El escenario no es ya el de la transición. La rebelión del actual gobierno vasco, decidido a convocar un referéndum ilegal aunque sea contra la voluntad expresa de las Cortes Generales, lo que ha empezado a suceder en las calles de Catalunya, la inesperada arrogancia del BNG y la rara pasividad con que la acepta el PSOE gallego, la llamada a la “descolonización” de Canarias, son hechos que configuran un escenario nuevo y complejo. A medio año de las elecciones, los partidos nacionalistas, siguiendo la estela del PNV, han desplazado su objetivo hacia más allá del federalismo, de la Nación de estados, al modelo norteamericano. El nuevo “mínimo” es la Confederación a que se refería Arzalluz por los años ochenta.

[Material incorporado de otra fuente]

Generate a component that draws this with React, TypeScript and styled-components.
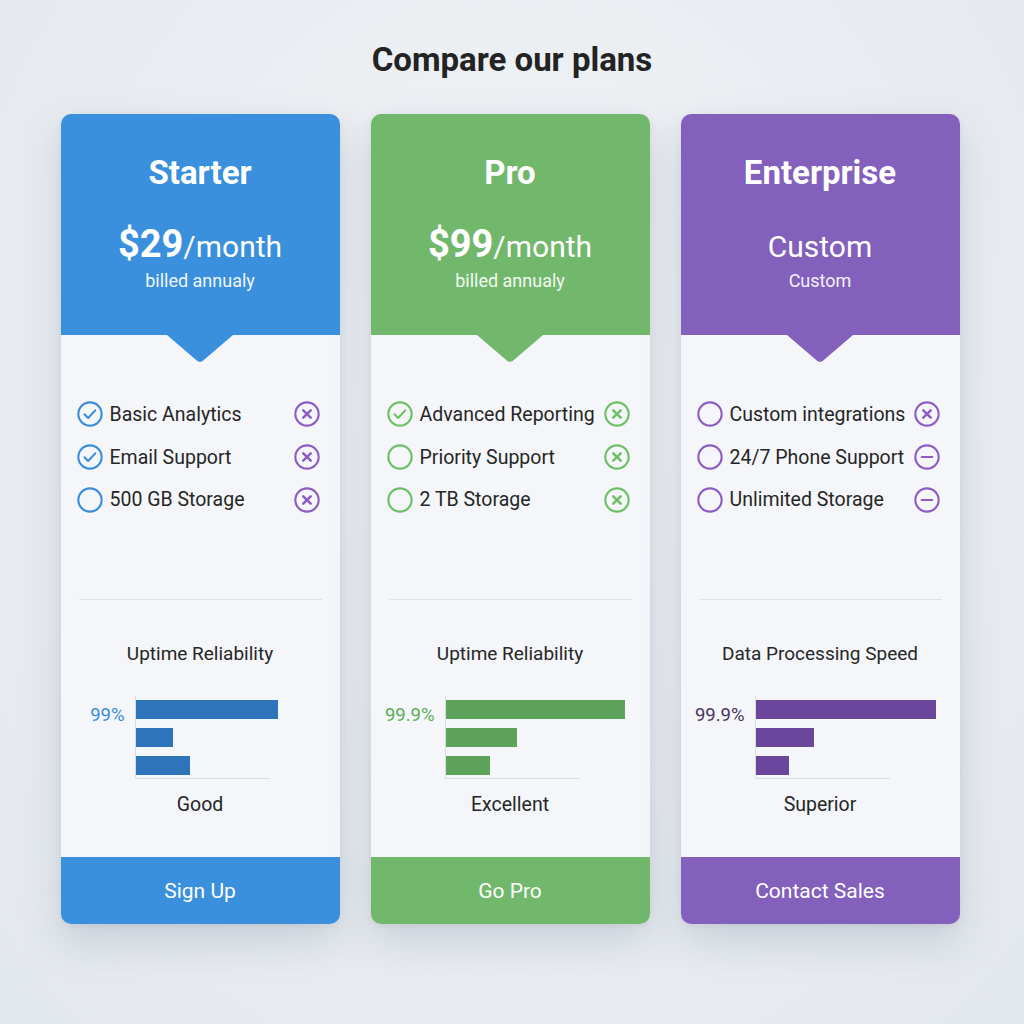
import styled, { createGlobalStyle } from "styled-components";

const GlobalStyle = createGlobalStyle`
  body {
    margin: 0;
    font-family: Roboto, "Liberation Sans", Arial, sans-serif;
    background: radial-gradient(ellipse at 50% 40%, #f2f4f7 0%, #e9edf1 60%, #e3e8ed 100%);
    min-height: 1024px;
    color: #222;
  }
`;

const Page = styled.div`
  display: flex;
  flex-direction: column;
  align-items: center;
  padding-top: 40px;
`;

const Heading = styled.h1`
  margin: 0;
  font-size: 33px;
  line-height: 40px;
  font-weight: 700;
  color: #232323;
`;

const Cards = styled.div`
  display: flex;
  gap: 31px;
  margin-top: 34px;
  margin-left: -4px;
`;

const Card = styled.div`
  width: 279px;
  height: 810px;
  display: flex;
  flex-direction: column;
  border-radius: 10px;
  background: #f4f6f9;
  box-shadow: 0 18px 40px rgba(90, 110, 130, 0.22), 0 2px 6px rgba(90, 110, 130, 0.1);
  overflow: hidden;
`;

const Header = styled.div<{ $color: string }>`
  position: relative;
  height: 221px;
  flex-shrink: 0;
  box-sizing: border-box;
  padding-top: 39px;
  background: ${(p) => p.$color};
  color: #fff;
  text-align: center;
  &::after {
    content: "";
    position: absolute;
    left: 50%;
    bottom: -27px;
    width: 66px;
    height: 27px;
    margin-left: -33px;
    background: ${(p) => p.$color};
    clip-path: polygon(0 0, 100% 0, 54% 96%, 50% 100%, 46% 96%);
    z-index: 1;
  }
`;

const PlanName = styled.div`
  font-size: 33px;
  line-height: 40px;
  font-weight: 700;
`;

const Price = styled.div`
  margin-top: 31px;
  height: 46px;
  font-size: 30px;
  line-height: 46px;
  font-weight: 400;
  b {
    font-size: 38px;
    line-height: 0;
    font-weight: 700;
  }
`;

const Billing = styled.div`
  margin-top: 0;
  font-size: 18px;
  line-height: 22px;
  opacity: 0.92;
`;

const Body = styled.div`
  flex: 1;
  display: flex;
  flex-direction: column;
  padding-top: 58px;
`;

const FeatureList = styled.ul`
  list-style: none;
  margin: 0;
  padding: 0 19px 0 15px;
`;

const Feature = styled.li`
  height: 42.7px;
  display: flex;
  align-items: center;
  font-size: 19.5px;
  color: #262626;
  span {
    flex: 1;
    margin-left: 6px;
    white-space: nowrap;
  }
`;

const Divider = styled.hr`
  margin: 78px 18px 0;
  border: none;
  border-top: 1.5px solid #dde2e8;
`;

const ChartTitle = styled.div`
  margin-top: 42px;
  text-align: center;
  font-size: 19px;
  line-height: 24px;
  color: #262626;
`;

const Chart = styled.div`
  display: flex;
  margin-top: 30px;
  padding-left: 8px;
`;

const ChartLabel = styled.div<{ $color: string }>`
  width: 56px;
  padding-right: 10px;
  text-align: right;
  font-size: 18.5px;
  line-height: 22px;
  padding-top: 8px;
  color: ${(p) => p.$color};
`;

const Plot = styled.div`
  width: 134px;
  display: flex;
  flex-direction: column;
  gap: 9px;
  padding: 4px 0 3px;
  border-left: 1px solid #d7dce3;
  border-bottom: 1px solid #d7dce3;
`;

const Bar = styled.div<{ $color: string }>`
  height: 19px;
  background: ${(p) => p.$color};
  flex-shrink: 0;
`;

const Rating = styled.div`
  margin-top: 14px;
  text-align: center;
  font-size: 19.5px;
  line-height: 24px;
  color: #262626;
`;

const Button = styled.button<{ $color: string }>`
  height: 67px;
  flex-shrink: 0;
  border: none;
  background: ${(p) => p.$color};
  color: #fff;
  font-family: inherit;
  font-size: 21px;
  cursor: pointer;
`;

type IconKind = "check" | "empty" | "x" | "minus";

const Icon = ({ kind, color }: { kind: IconKind; color: string }) => (
  <svg width="28" height="28" viewBox="0 0 24 24" fill="none" stroke={color} strokeWidth="1.8" strokeLinecap="round" strokeLinejoin="round">
    <circle cx="12" cy="12" r="10" />
    {kind === "check" && <path d="M7.3 12.3l3.1 3.1 6.1-6.5" />}
    {kind === "x" && <path d="M8.8 8.8l6.4 6.4M15.2 8.8l-6.4 6.4" strokeWidth="2.1" />}
    {kind === "minus" && <path d="M7.5 12h9" />}
  </svg>
);

interface IPlan {
  name: string;
  price?: string;
  priceText: string;
  billing: string;
  color: string;
  barColor: string;
  labelColor: string;
  features: { text: string; left: IconKind; right: IconKind }[];
  chartTitle: string;
  value: string;
  bars: number[];
  rating: string;
  cta: string;
}

const plans: IPlan[] = [
  {
    name: "Starter",
    price: "$29",
    priceText: "/month",
    billing: "billed annualy",
    color: "#3a90dc",
    barColor: "#2d74bb",
    labelColor: "#3a8ddb",
    features: [
      { text: "Basic Analytics", left: "check", right: "x" },
      { text: "Email Support", left: "check", right: "x" },
      { text: "500 GB Storage", left: "empty", right: "x" },
    ],
    chartTitle: "Uptime Reliability",
    value: "99%",
    bars: [142, 37, 54],
    rating: "Good",
    cta: "Sign Up",
  },
  {
    name: "Pro",
    price: "$99",
    priceText: "/month",
    billing: "billed annualy",
    color: "#72b86c",
    barColor: "#5ea35c",
    labelColor: "#5aae55",
    features: [
      { text: "Advanced Reporting", left: "check", right: "x" },
      { text: "Priority Support", left: "empty", right: "x" },
      { text: "2 TB Storage", left: "empty", right: "x" },
    ],
    chartTitle: "Uptime Reliability",
    value: "99.9%",
    bars: [179, 71, 44],
    rating: "Excellent",
    cta: "Go Pro",
  },
  {
    name: "Enterprise",
    priceText: "Custom",
    billing: "Custom",
    color: "#8460bd",
    barColor: "#6a479d",
    labelColor: "#4a3560",
    features: [
      { text: "Custom integrations", left: "empty", right: "x" },
      { text: "24/7 Phone Support", left: "empty", right: "minus" },
      { text: "Unlimited Storage", left: "empty", right: "minus" },
    ],
    chartTitle: "Data Processing Speed",
    value: "99.9%",
    bars: [180, 58, 33],
    rating: "Superior",
    cta: "Contact Sales",
  },
];

const PURPLE = "#8c5cc4";

const App = () => {
  return (
    <>
      <GlobalStyle />
      <Page>
        <Heading>Compare our plans</Heading>
        <Cards>
          {plans.map((plan, i) => {
            const rightColor = i === 1 ? "#6cc063" : PURPLE;
            const leftColor = i === 0 ? "#3a8ddb" : i === 1 ? "#6cc063" : PURPLE;
            return (
              <Card key={plan.name}>
                <Header $color={plan.color}>
                  <PlanName>{plan.name}</PlanName>
                  <Price>
                    {plan.price && <b>{plan.price}</b>}
                    {plan.priceText}
                  </Price>
                  <Billing>{plan.billing}</Billing>
                </Header>
                <Body>
                  <FeatureList>
                    {plan.features.map((f) => (
                      <Feature key={f.text}>
                        <Icon kind={f.left} color={leftColor} />
                        <span>{f.text}</span>
                        <Icon kind={f.right} color={rightColor} />
                      </Feature>
                    ))}
                  </FeatureList>
                  <Divider />
                  <ChartTitle>{plan.chartTitle}</ChartTitle>
                  <Chart>
                    <ChartLabel $color={plan.labelColor}>{plan.value}</ChartLabel>
                    <Plot>
                      {plan.bars.map((w, j) => (
                        <Bar key={j} $color={plan.barColor} style={{ width: w }} />
                      ))}
                    </Plot>
                  </Chart>
                  <Rating>{plan.rating}</Rating>
                </Body>
                <Button $color={plan.color}>{plan.cta}</Button>
              </Card>
            );
          })}
        </Cards>
      </Page>
    </>
  );
};

export default App;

Inquieta, incluso alarma, que en la octava potencia económica del mundo, una de las más antiguas naciones de Europa, acosada además hoy en día por el terrorismo islámico que nos ha convertido en “objetivo preferente”, la cohesión territorial haya vuelto a ser un problema político central y un debate partidario. Bajo el imperio deseable de la racionalidad, no conviene creer en as meigas, pero algo de verdad tiene el viejo dicho popular por el que “las brujas no existen, pero haberlas, haylas”. En cualquier caso, no es una buena noticia. Por un mínimo de de veracidad, es preciso reconocer que no es el PP el que acude a ese peligroso torbellino territorial sino que, cuando ya parecía apaciguado por más de un cuarto de siglo de lealtad constitucional, con gobiernos de izquierdas y de derechas, Rodríguez Zapatero volvió a encresparlo por propia e innecesaria voluntad. Es la vieja historia del sembrador de vientos, pero cabe temer que las tempestades las cosechemos todos.